From somewhere down in the bowels of the hotel a phone started ringing.
‘Fuck,’ she cursed under her breath and heaved a deep sigh. Until it stopped there was no point trying anything. Escape would have to wait. She glanced at her watch - 2 a.m.
The phone seemed to ring for ever. Then there was the mumble of a voice followed by footsteps on the stairs, getting closer to Hinksman’s room. Jane fully expected them to pass. They didn’t. There was a l
ight knock on the door.
Hinksman continued to snore.
The knocking persisted, growing louder. Hinksman was not disturbed.
In the end Jane could tolerate it no longer. She tugged a sheet off the bed, wrapped it round herself and answered the door.

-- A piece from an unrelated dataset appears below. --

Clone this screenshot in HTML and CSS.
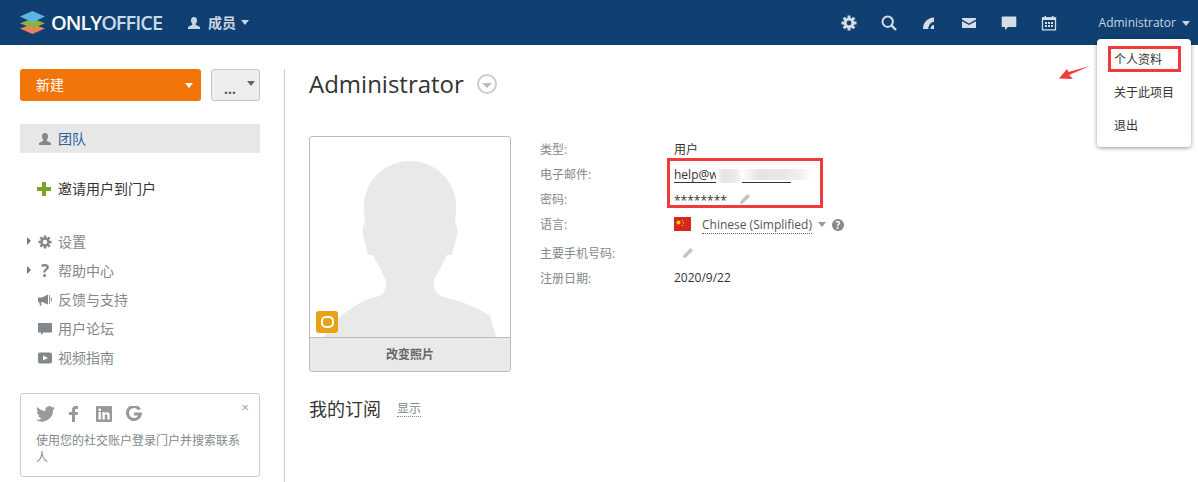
FILE: index.html
```html
<!DOCTYPE html>
<html lang="zh">
<head>
    <meta charset="UTF-8">
    <title>Administrator</title>
    <link rel="stylesheet" href="styles.css">
</head>
<body>
    <!-- Top bar -->
    <div class="topbar">
        <a class="logo">
            <svg class="logo-mark" viewBox="0 0 25 23" width="25" height="23">
                <path fill="#e8825c" d="M12.5 13 25 17.5 12.5 23 0 17.5z"/>
                <path fill="#8db33c" d="M12.5 7.5 25 12.2 12.5 17.6 0 12.2z"/>
                <path fill="#5db4e6" d="M12.5 0 25 5.5 12.5 11.5 0 5.5z"/>
            </svg>
            <span class="logo-text">ONLY<span class="logo-light">OFFICE</span></span>
        </a>
        <div class="module-menu">
            <svg class="icon-12" viewBox="0 0 12 12"><path fill="#c9d5e2" d="M6 0c2 0 3 1.500 3 3.500 0 1.500-.6 2.700-1.300 3.300v1L12 10v2H0v-2l4.300-2.200v-1C3.600 6.200 3 5 3 3.500 3 1.500 4 0 6 0z"/></svg>
            <span>成员</span>
            <i class="caret caret-top"></i>
        </div>
        <div class="top-icons">
            <svg class="top-icon" viewBox="0 0 16 16">
                <g stroke="#d5deE8" stroke-width="3"><path d="M8 .5v15M.5 8h15M2.700 2.700l10.600 10.600M13.300 2.700 2.700 13.300"/></g>
                <circle cx="8" cy="8" r="5.300" fill="#d5dee8"/><circle cx="8" cy="8" r="2.400" fill="#0f4071"/>
            </svg>
            <svg class="top-icon" viewBox="0 0 16 16"><circle cx="6.700" cy="6.700" r="5.200" fill="none" stroke="#d5dee8" stroke-width="2"/><path d="m10.500 10.500 4.500 4.500" stroke="#d5dee8" stroke-width="2.400"/></svg>
            <svg class="top-icon" viewBox="0 0 16 16"><path fill="#d5dee8" d="M2 14C2 7 7 3 13 2.500v4.300C10 7 7.500 10 7.300 14z"/><path fill="#d5dee8" d="M9.500 14c0-2 1.500-4 3.500-4.200V14z"/></svg>
            <svg class="top-icon" viewBox="0 0 16 16"><path fill="#d5dee8" d="M1 3h14v1.500L8 8.500 1 4.500zM1 6.200 8 10l7-3.800V13H1z"/></svg>
            <svg class="top-icon" viewBox="0 0 16 16"><path fill="#d5dee8" d="M1.500 1.500h13a.8.800 0 0 1 .8.800v9a.8.800 0 0 1-.8.800H7l-3 3v-3H1.500a.8.800 0 0 1-.8-.8v-9a.8.800 0 0 1 .8-.8z"/></svg>
            <svg class="top-icon" viewBox="0 0 16 16"><path fill="none" stroke="#d5dee8" stroke-width="1.300" d="M1.500 2.800h13v12h-13z"/><path fill="#d5dee8" d="M1.500 2.500h13v2.500h-13zM3.500 1h1.500v2H3.500zM11 1h1.500v2H11zM4 7h2v2H4zM7 7h2v2H7zM10 7h2v2h-2zM4 10h2v2H4zM7 10h2v2H7zM10 10h2v2h-2z"/></svg>
        </div>
        <div class="user-menu">
            <span>Administrator</span>
            <i class="caret caret-top"></i>
        </div>
    </div>

    <div class="page">
        <!-- Sidebar -->
        <div class="sidebar">
            <div class="button-row">
                <button class="btn-new"><span>新建</span><i class="caret caret-white"></i></button>
                <button class="btn-more"><span>...</span><i class="caret caret-dark"></i></button>
            </div>

            <div class="team-row">
                <svg class="icon-12" viewBox="0 0 12 12"><path fill="#83888d" d="M6 0c2 0 3 1.500 3 3.500 0 1.500-.6 2.700-1.300 3.300v1L12 10v2H0v-2l4.300-2.200v-1C3.600 6.200 3 5 3 3.500 3 1.500 4 0 6 0z"/></svg>
                <span>团队</span>
            </div>

            <div class="invite-row">
                <svg class="icon-14" viewBox="0 0 14 14"><path fill="#7ba428" d="M5 0h4v5h5v4H9v5H5V9H0V5h5z"/></svg>
                <span>邀请用户到门户</span>
            </div>

            <ul class="nav-list">
                <li>
                    <i class="arrow-right"></i>
                    <svg class="icon-14" viewBox="0 0 16 16">
                        <g stroke="#83888d" stroke-width="3"><path d="M8 .5v15M.5 8h15M2.700 2.700l10.600 10.600M13.300 2.700 2.700 13.300"/></g>
                        <circle cx="8" cy="8" r="5.300" fill="#83888d"/><circle cx="8" cy="8" r="2.600" fill="#fff"/>
                    </svg>
                    <span>设置</span>
                </li>
                <li>
                    <i class="arrow-right"></i>
                    <span class="help-mark">?</span>
                    <span>帮助中心</span>
                </li>
                <li>
                    <svg class="icon-14" viewBox="0 0 14 14"><path fill="#83888d" d="M0 4.500h4L10 1.500v10l-6-2.500H3l.8 3.500H2L1 9H0zM11 2h.8v9H11zM12.800 4.500h1v4h-1z"/></svg>
                    <span>反馈与支持</span>
                </li>
                <li>
                    <svg class="icon-14" viewBox="0 0 14 14"><path fill="#83888d" d="M.5 1h13a.5.500 0 0 1 .5.500v8.500a.5.500 0 0 1-.5.500H5.500L3 13v-2.500H.5A.5.500 0 0 1 0 10V1.500A.5.500 0 0 1 .5 1z"/></svg>
                    <span>用户论坛</span>
                </li>
                <li>
                    <svg class="icon-14" viewBox="0 0 14 14"><path fill="#83888d" fill-rule="evenodd" d="M2 1.500h10a2 2 0 0 1 2 2v7a2 2 0 0 1-2 2H2a2 2 0 0 1-2-2v-7a2 2 0 0 1 2-2zM5 4.500v5L10 7z"/></svg>
                    <span>视频指南</span>
                </li>
            </ul>

            <div class="social-box">
                <span class="social-close">×</span>
                <div class="social-icons">
                    <svg width="19" height="16" viewBox="0 0 19 16"><path fill="#999" d="M19 2c-.7.300-1.400.500-2.200.600.800-.5 1.400-1.200 1.700-2.100-.7.400-1.500.8-2.400 1A3.900 3.900 0 0 0 9.400 5C6.200 4.800 3.300 3.300 1.300.9.300 2.700.800 4.900 2.500 6c-.6 0-1.200-.2-1.700-.5 0 1.900 1.300 3.500 3.100 3.900-.6.200-1.200.2-1.800.1.500 1.600 2 2.700 3.700 2.700A7.900 7.900 0 0 1 0 13.800 11 11 0 0 0 17 4c.8-.5 1.500-1.200 2-2z"/></svg>
                    <svg width="10" height="16" viewBox="0 0 10 16"><path fill="#999" d="M3 16V9H0V6h3V4c0-2.600 1.500-4 3.800-4 1.100 0 2 .1 2.200.1V3H7.500C6.300 3 6 3.600 6 4.400V6h3l-.4 3H6v7z"/></svg>
                    <svg class="social-in" width="16" height="16" viewBox="0 0 16 16"><path fill="#999" fill-rule="evenodd" d="M1 0h14a1 1 0 0 1 1 1v14a1 1 0 0 1-1 1H1a1 1 0 0 1-1-1V1a1 1 0 0 1 1-1zM2.500 6v7.500h2.400V6zM3.700 2.400a1.400 1.400 0 1 0 0 2.800 1.400 1.400 0 0 0 0-2.800zM6.400 6v7.500h2.400V9.700c0-2 2.500-2.100 2.500 0v3.800h2.400V9c0-3.500-3.800-3.400-4.900-1.700V6z"/></svg>
                    <svg width="16" height="16" viewBox="0 0 16 16"><path fill="none" stroke="#999" stroke-width="3" d="M13.500 3.500A6.500 6.500 0 1 0 14.400 8H8"/></svg>
                </div>
                <p>使用您的社交账户登录门户并搜索联系人</p>
            </div>
        </div>

        <!-- Profile -->
        <div class="content">
            <div class="title-row">
                <h1>Administrator</h1>
                <span class="title-circle"><i class="caret caret-grey"></i></span>
            </div>

            <div class="profile">
                <div class="photo-box">
                    <div class="photo">
                        <svg class="silhouette" viewBox="0 0 200 200" width="200" height="200">
                            <path fill="#e9e9e9" d="M14 200C26 180 46 165 66 160 74 158 77 151 76 143L63 118 58 118 53 98C52 92 53 88 55 86 54 80 54 72 54 66 56 42 76 24 100 24S144 42 146 66C146 72 146 80 145 86 147 88 148 92 147 98L142 118 137 118 124 143C123 151 126 158 134 160 154 165 168 171 180 179L186 200z"/>
                        </svg>
                        <span class="owner-badge"><i></i></span>
                    </div>
                    <div class="photo-change">改变照片</div>
                </div>

                <div class="details">
                    <div class="detail-row"><span class="detail-label">类型:</span><span>用户</span></div>
                    <div class="detail-row"><span class="detail-label">电子邮件:</span><a class="mail-link">help@w<span class="mail-rest"></span></a></div>
                    <div class="detail-row"><span class="detail-label">密码:</span><span class="stars">********</span>
                        <svg class="pencil" viewBox="0 0 12 12"><path fill="#c4c4c4" d="M8.500 1 11 3.500 4 10.500 1 11l.5-3z"/></svg>
                    </div>
                    <div class="detail-row"><span class="detail-label">语言:</span>
                        <svg class="flag" viewBox="0 0 17 14"><rect width="17" height="14" fill="#d8261c"/><circle cx="4.500" cy="5.500" r="2" fill="#f6d21e"/><circle cx="8.500" cy="3.500" r=".7" fill="#f6d21e"/><circle cx="9.500" cy="6" r=".7" fill="#f6d21e"/><circle cx="8.500" cy="8.500" r=".7" fill="#f6d21e"/></svg>
                        <span class="lang-name">Chinese (Simplified)</span>
                        <i class="caret caret-lang"></i>
                        <span class="help-circle">?</span>
                    </div>
                    <div class="detail-row row-phone"><span class="detail-label">主要手机号码:</span>
                        <svg class="pencil pencil-phone" viewBox="0 0 12 12"><path fill="#c4c4c4" d="M8.500 1 11 3.500 4 10.500 1 11l.5-3z"/></svg>
                    </div>
                    <div class="detail-row"><span class="detail-label">注册日期:</span><span>2020/9/22</span></div>
                </div>
            </div>

            <div class="subscriptions">
                <h2>我的订阅</h2>
                <a class="show-link">显示</a>
            </div>
        </div>
    </div>

    <!-- Dropdown over the page -->
    <div class="dropdown">
        <div class="dropdown-item">个人资料</div>
        <div class="dropdown-item">关于此项目</div>
        <div class="dropdown-item">退出</div>
    </div>

    <!-- Markup drawn on the screenshot -->
    <div class="mark-box mark-menu"></div>
    <div class="mark-box mark-mail"></div>
    <svg class="mark-arrow" viewBox="0 0 32 14" width="32" height="14"><path fill="#f33a3a" d="M31 0 10 9 14 13 0 12.500 8 3 9.500 6z"/></svg>
    <div class="blur blur-a"></div>
    <div class="blur blur-b"></div>
</body>
</html>
```

FILE: styles.css
```css
* {
    box-sizing: border-box;
}
body {
    margin: 0;
    height: 482px;
    overflow: hidden;
    position: relative;
    font-family: "Open Sans", "Noto Sans CJK SC", sans-serif;
    font-size: 12px;
    color: #333;
    background: #fff;
}
ul {
    list-style: none;
    margin: 0;
    padding: 0;
}

/* Top bar */
.topbar {
    display: flex;
    align-items: center;
    height: 45px;
    padding-left: 20px;
    background: #0f4071;
    color: #c9d5e2;
}
.logo {
    display: flex;
    align-items: center;
    gap: 6px;
    width: 168px;
}
.logo-text {
    font-size: 20px;
    font-weight: 600;
    letter-spacing: -1px;
    color: #fff;
}
.logo-light {
    color: #c9d9e8;
}
.module-menu {
    display: flex;
    align-items: center;
    font-size: 14px;
    font-weight: 700;
}
.module-menu span {
    margin-left: 8px;
    margin-top: -2px;
}
.icon-12 {
    width: 12px;
    height: 12px;
    flex: none;
}
.icon-14 {
    width: 14px;
    height: 14px;
    flex: none;
}
.caret {
    display: inline-block;
    width: 0;
    height: 0;
    border-left: 5px solid transparent;
    border-right: 5px solid transparent;
    border-top: 5px solid #c9d5e2;
}
.caret-top {
    margin-left: 5px;
    border-left-width: 4.5px;
    border-right-width: 4.5px;
}
.top-icons {
    display: flex;
    gap: 24px;
    margin-left: auto;
    margin-right: 42px;
}
.top-icon {
    width: 16px;
    height: 16px;
}
.user-menu {
    display: flex;
    align-items: center;
    margin-right: 8px;
}
.user-menu .caret {
    margin-left: 6px;
    margin-top: 2px;
}

/* Page */
.page {
    display: flex;
    height: 437px;
    padding-top: 24px;
}
.sidebar {
    width: 265px;
    margin-left: 20px;
    border-right: 1px solid #ccc;
}
.button-row {
    display: flex;
    gap: 10px;
    width: 240px;
}
.btn-new {
    display: flex;
    align-items: center;
    justify-content: space-between;
    width: 181px;
    height: 32px;
    padding: 0 8px 0 16px;
    border: none;
    border-radius: 3px;
    background: #f27509;
    color: #fff;
    font-family: inherit;
    font-size: 14px;
}
.btn-new span {
    margin-top: -3px;
}
.caret-white {
    border-top-color: #fff;
    border-left-width: 4px;
    border-right-width: 4px;
}
.btn-more {
    display: flex;
    align-items: center;
    justify-content: space-between;
    width: 49px;
    height: 32px;
    padding: 0 4px 0 12px;
    border: 1px solid #c4c4c4;
    border-radius: 3px;
    background: #eee;
    color: #555;
    font-family: inherit;
    font-size: 14px;
    font-weight: 700;
}
.btn-more span {
    margin-top: 6px;
}
.caret-dark {
    border-top-color: #666;
    border-left-width: 4px;
    border-right-width: 4px;
    margin-top: -4px;
}
.team-row {
    display: flex;
    align-items: center;
    gap: 7px;
    width: 240px;
    height: 29px;
    margin-top: 23px;
    padding-left: 19px;
    background: #e7e7e8;
    color: #2b5f9e;
    font-size: 14px;
}
.team-row span,
.invite-row span,
.nav-list li span {
    margin-top: -2px;
}
.invite-row {
    display: flex;
    align-items: center;
    gap: 7px;
    height: 20px;
    margin-top: 26px;
    padding-left: 17px;
    color: #333;
    font-size: 14px;
}
.nav-list {
    margin-top: 28px;
}
.nav-list li {
    display: flex;
    align-items: center;
    gap: 6px;
    height: 29px;
    padding-left: 18px;
    color: #83888d;
    font-size: 14px;
    position: relative;
}
.arrow-right {
    position: absolute;
    left: 7px;
    top: 10px;
    width: 0;
    height: 0;
    border-top: 4px solid transparent;
    border-bottom: 4px solid transparent;
    border-left: 4px solid #777;
}
.nav-list li .help-mark {
    width: 14px;
    flex: none;
    margin-top: 0;
    text-align: center;
    font-size: 17px;
    font-weight: 700;
    line-height: 1;
}
.social-box {
    position: relative;
    width: 240px;
    height: 84px;
    margin-top: 21px;
    padding: 11px 15px 0;
    border: 1px solid #ccc;
    border-radius: 3px;
    color: #83888d;
}
.social-close {
    position: absolute;
    right: 10px;
    top: 4px;
    font-size: 13px;
    color: #999;
}
.social-icons {
    display: flex;
    align-items: center;
    gap: 14px;
    height: 18px;
}
.social-in {
    margin-left: 3px;
}
.social-box p {
    margin: 9px 0 0;
    line-height: 17px;
}

/* Profile */
.content {
    padding-left: 24px;
    flex: 1;
}
.title-row {
    display: flex;
    align-items: center;
    gap: 13px;
    height: 30px;
}
h1 {
    margin: -2px 0 0;
    font-size: 24px;
    font-weight: 400;
    color: #333;
}
.title-circle {
    display: flex;
    align-items: center;
    justify-content: center;
    width: 20px;
    height: 20px;
    border: 2px solid #ccc;
    border-radius: 50%;
}
.caret-grey {
    border-top-color: #bbb;
    margin-top: 2px;
}
.profile {
    display: flex;
    margin-top: 37px;
}
.photo-box {
    width: 202px;
    height: 236px;
    border: 1px solid #bbb;
    border-radius: 3px;
    overflow: hidden;
}
.photo {
    position: relative;
    height: 200px;
}
.silhouette {
    display: block;
}
.owner-badge {
    position: absolute;
    left: 6px;
    bottom: 4px;
    display: flex;
    align-items: center;
    justify-content: center;
    width: 22px;
    height: 22px;
    border-radius: 3px;
    background: #e8a314;
}
.owner-badge i {
    width: 13px;
    height: 12px;
    border: 2.5px solid #fff;
    border-radius: 5px;
}
.photo-change {
    height: 34px;
    border-top: 1px solid #bbb;
    background: #e9e9e9;
    color: #666;
    font-weight: 700;
    line-height: 33px;
    text-align: center;
}
.details {
    margin-left: 29px;
}
.detail-row {
    display: flex;
    align-items: center;
    height: 25px;
}
.row-phone {
    margin-top: 4px;
}
.detail-label {
    width: 134px;
    flex: none;
    color: #83888d;
}
.mail-link {
    width: 117px;
    margin-top: 2px;
    color: #333;
    border-bottom: 1px solid #333;
    line-height: 15px;
}
.stars {
    margin-top: 4px;
    font-size: 12px;
}
.pencil {
    width: 12px;
    height: 12px;
    margin-left: 12px;
}
.pencil-phone {
    margin-left: 8px;
}
.flag {
    width: 17px;
    height: 14px;
    margin-right: 11px;
}
.lang-name {
    margin-top: 4px;
    color: #555;
    border-bottom: 1px dotted #666;
    line-height: 16px;
}
.caret-lang {
    border-top-color: #999;
    border-left-width: 4px;
    border-right-width: 4px;
    margin-left: 6px;
    margin-top: 2px;
}
.help-circle {
    width: 12px;
    height: 12px;
    margin-left: 6px;
    margin-top: 2px;
    border-radius: 50%;
    background: #83888d;
    color: #fff;
    font-size: 10px;
    font-weight: 700;
    line-height: 12px;
    text-align: center;
}
.subscriptions {
    display: flex;
    align-items: center;
    gap: 16px;
    margin-top: 23px;
}
h2 {
    margin: 0;
    font-size: 18px;
    font-weight: 400;
    color: #333;
}
.show-link {
    margin-top: 2px;
    color: #83888d;
    border-bottom: 1px dotted #83888d;
    line-height: 15px;
}

/* Dropdown */
.dropdown {
    position: absolute;
    left: 1097px;
    top: 39px;
    width: 94px;
    height: 108px;
    padding-top: 4px;
    background: #fff;
    border-radius: 4px;
    box-shadow: 0 1px 4px rgba(0, 0, 0, 0.4);
}
.dropdown-item {
    height: 33px;
    padding-left: 17px;
    line-height: 33px;
    color: #333;
}

/* Screenshot markup */
.mark-box {
    position: absolute;
    border: 3px solid #f33a3a;
}
.mark-menu {
    left: 1108px;
    top: 46px;
    width: 73px;
    height: 26px;
}
.mark-mail {
    left: 667px;
    top: 158px;
    width: 156px;
    height: 50px;
}
.mark-arrow {
    position: absolute;
    left: 1059px;
    top: 66px;
}
.blur {
    position: absolute;
    background: linear-gradient(90deg, #fff, #e4e4e4 25%, #e8e8e8 60%, #f0f0f0 85%, #fff);
}
.blur-a {
    left: 716px;
    top: 169px;
    width: 26px;
    height: 14px;
}
.blur-b {
    left: 741px;
    top: 169px;
    width: 70px;
    height: 11px;
}
```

An unshaven man wearing pyjamas and a stained dressing-gown stood there. Heavy bags hung beneath his bloodshot eyes. It was the hotel proprietor, Pepe Paglia.
‘Oh,’ he said, surprised at seeing her. ‘I want him.’ He pointed with a nicotine-stained finger at Hinksman.
‘Help yourself,’ she said. ‘He’s all yours.’
Paglia went over to the bed and shook Hinksman. ‘Wake up, come on.’
He was lifeless. A sustained effort was needed before he was finally roused; it was a fair while after that before he knew what was happening.
The woman kicked herself. Had she suspected he was this hard to wake when drunk, she would have been long gone.
‘Phone call,’ said Paglia. ‘It’s. . .’ he glanced at Jane, turned back to Hinksman and whispered, ‘Miami.’
‘Jeez, what does he want?’
‘Dunno. I said you were asleep but he told me I had to get you.’
‘Right.’ He rubbed the sleep out of his eyes with the base of his thumbs, pulled on his dressing-gown and padded barefoot out of the room, ignoring the woman.
Paglia was left with Jane. He dawdled, peered closely at her. ‘Given you a belting, has he?’ he said. ‘If you want looking after properly you can always come to me. Great Italian lover.’
His face contorted into what could only be described as a leer. He thrust his hips forward with a jerk.
‘God forbid,’ she said. She wafted away his halitosic breath.
‘Suit yourself,’ he shrugged, and left the room, looking pleased with himself.
‘Yuk,’ she said when he’d gone, and shivered at the thought of him.
She dressed quickly.
Prior to leaving, she picked up Hinksman’s wallet and quickly went through it. She couldn’t believe her eyes. It was the first stroke of luck she’d had that night - or that year, come to think of it. Apart from credit cards, six of them, and driver’s licence which she intended to sell on, there was about £1,000 in mixed Bank of England notes, and a thick wad of dollar traveller’s cheques. And he’d only paid her twenty-five quid, the tight bastard.